## Source excerpt
------------------------------
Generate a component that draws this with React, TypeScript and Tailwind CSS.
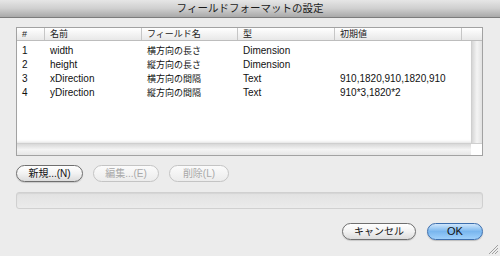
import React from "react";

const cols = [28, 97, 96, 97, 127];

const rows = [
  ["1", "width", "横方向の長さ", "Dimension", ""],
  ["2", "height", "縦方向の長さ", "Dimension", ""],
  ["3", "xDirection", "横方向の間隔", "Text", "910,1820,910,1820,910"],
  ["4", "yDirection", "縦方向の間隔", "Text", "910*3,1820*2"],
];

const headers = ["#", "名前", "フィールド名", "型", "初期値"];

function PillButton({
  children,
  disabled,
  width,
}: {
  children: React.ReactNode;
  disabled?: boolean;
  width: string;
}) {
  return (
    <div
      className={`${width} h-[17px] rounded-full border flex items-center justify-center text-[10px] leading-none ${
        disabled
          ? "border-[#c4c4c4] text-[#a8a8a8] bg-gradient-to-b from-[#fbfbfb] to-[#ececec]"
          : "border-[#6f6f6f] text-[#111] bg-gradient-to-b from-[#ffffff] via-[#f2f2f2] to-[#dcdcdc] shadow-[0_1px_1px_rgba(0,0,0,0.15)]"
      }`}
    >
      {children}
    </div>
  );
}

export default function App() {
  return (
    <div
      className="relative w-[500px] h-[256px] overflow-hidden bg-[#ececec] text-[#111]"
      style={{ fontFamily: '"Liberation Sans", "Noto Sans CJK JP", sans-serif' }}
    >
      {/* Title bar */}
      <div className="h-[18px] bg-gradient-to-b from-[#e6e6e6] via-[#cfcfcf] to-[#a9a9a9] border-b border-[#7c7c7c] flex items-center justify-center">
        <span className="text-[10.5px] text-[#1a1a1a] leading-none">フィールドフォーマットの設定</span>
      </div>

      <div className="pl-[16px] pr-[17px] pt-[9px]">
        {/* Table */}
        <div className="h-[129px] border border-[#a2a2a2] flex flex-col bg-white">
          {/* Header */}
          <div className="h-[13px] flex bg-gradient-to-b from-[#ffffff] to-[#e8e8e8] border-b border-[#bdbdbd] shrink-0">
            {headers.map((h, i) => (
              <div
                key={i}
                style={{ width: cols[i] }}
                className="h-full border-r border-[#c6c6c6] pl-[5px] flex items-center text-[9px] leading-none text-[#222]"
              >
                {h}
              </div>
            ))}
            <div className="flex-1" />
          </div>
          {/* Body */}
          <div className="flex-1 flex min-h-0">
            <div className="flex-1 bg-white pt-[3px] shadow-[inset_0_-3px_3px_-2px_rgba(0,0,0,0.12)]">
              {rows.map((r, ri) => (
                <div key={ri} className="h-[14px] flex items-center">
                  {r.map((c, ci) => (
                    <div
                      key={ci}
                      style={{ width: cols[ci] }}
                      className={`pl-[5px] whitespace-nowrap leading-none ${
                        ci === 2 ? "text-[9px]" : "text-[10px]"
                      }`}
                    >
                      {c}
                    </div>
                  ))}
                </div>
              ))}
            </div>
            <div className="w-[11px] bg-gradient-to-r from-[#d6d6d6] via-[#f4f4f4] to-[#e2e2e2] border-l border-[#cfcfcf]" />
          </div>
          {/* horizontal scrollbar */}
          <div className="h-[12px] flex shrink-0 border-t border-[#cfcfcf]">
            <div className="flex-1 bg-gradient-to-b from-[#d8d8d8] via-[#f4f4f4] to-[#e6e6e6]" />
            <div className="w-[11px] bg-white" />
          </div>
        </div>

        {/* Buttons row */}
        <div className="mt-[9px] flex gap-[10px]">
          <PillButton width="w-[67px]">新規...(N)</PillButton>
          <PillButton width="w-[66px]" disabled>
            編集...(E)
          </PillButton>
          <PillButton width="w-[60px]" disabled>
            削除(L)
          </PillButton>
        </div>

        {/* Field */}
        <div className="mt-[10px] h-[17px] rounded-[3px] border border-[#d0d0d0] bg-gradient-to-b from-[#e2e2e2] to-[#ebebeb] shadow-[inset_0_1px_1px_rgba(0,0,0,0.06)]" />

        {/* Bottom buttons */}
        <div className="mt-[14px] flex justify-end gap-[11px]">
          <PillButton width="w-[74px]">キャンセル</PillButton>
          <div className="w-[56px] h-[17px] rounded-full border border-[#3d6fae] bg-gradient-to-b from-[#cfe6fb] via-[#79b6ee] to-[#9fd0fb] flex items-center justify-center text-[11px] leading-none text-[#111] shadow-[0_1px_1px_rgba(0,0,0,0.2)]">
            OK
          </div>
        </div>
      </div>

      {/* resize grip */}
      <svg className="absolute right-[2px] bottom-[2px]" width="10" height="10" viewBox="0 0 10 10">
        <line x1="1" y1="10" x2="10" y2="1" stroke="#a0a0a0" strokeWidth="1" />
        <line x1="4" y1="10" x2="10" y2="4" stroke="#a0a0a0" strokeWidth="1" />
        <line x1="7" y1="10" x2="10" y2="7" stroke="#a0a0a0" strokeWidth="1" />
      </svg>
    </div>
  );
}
------------------------------
## Task
Find each line holding "React". Copy it out.

## Correct answer
Generate a component that draws this with React, TypeScript and Tailwind CSS.
import React from "react";
  children: React.ReactNode;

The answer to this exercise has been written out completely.